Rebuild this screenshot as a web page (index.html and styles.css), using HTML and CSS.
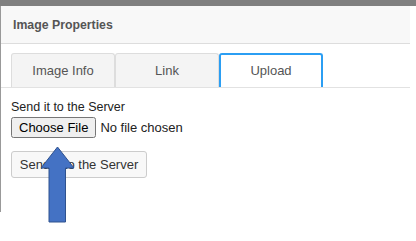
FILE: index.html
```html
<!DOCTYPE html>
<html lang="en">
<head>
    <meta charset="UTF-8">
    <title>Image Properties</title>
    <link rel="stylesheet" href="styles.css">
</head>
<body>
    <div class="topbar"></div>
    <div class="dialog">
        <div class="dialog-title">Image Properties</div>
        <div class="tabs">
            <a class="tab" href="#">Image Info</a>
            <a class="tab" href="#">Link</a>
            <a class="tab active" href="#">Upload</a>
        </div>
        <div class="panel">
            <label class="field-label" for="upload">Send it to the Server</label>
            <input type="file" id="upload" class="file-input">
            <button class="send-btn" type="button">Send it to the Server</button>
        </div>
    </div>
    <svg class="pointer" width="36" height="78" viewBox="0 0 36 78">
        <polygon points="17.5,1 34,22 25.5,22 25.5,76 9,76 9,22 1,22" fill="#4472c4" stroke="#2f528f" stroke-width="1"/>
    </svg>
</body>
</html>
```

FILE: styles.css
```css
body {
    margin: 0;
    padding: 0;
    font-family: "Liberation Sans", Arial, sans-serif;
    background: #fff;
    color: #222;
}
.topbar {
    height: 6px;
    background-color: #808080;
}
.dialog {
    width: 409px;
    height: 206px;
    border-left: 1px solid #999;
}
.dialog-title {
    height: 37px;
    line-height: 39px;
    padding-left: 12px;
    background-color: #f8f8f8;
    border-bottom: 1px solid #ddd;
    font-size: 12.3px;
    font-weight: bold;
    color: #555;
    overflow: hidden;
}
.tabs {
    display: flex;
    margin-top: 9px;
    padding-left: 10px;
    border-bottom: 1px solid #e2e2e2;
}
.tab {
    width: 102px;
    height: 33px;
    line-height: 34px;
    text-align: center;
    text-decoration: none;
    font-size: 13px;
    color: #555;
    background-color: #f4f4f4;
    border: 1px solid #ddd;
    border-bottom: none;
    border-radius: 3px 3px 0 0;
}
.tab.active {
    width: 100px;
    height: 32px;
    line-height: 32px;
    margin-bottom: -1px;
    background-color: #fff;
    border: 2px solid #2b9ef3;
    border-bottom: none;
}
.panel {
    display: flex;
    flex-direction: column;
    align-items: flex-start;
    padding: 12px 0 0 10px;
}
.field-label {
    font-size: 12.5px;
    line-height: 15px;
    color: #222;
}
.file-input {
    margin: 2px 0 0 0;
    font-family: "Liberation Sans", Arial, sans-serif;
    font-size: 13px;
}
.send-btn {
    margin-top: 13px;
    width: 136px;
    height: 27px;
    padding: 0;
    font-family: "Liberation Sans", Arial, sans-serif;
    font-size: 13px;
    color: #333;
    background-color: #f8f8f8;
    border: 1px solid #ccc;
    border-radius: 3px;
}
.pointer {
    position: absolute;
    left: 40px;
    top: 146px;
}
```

■ GOAL ■
Check every line of the material for the string "index" and give the number of lines that have it, without anything else.

■ SOLUTION FOR THIS PROBLEM ■
2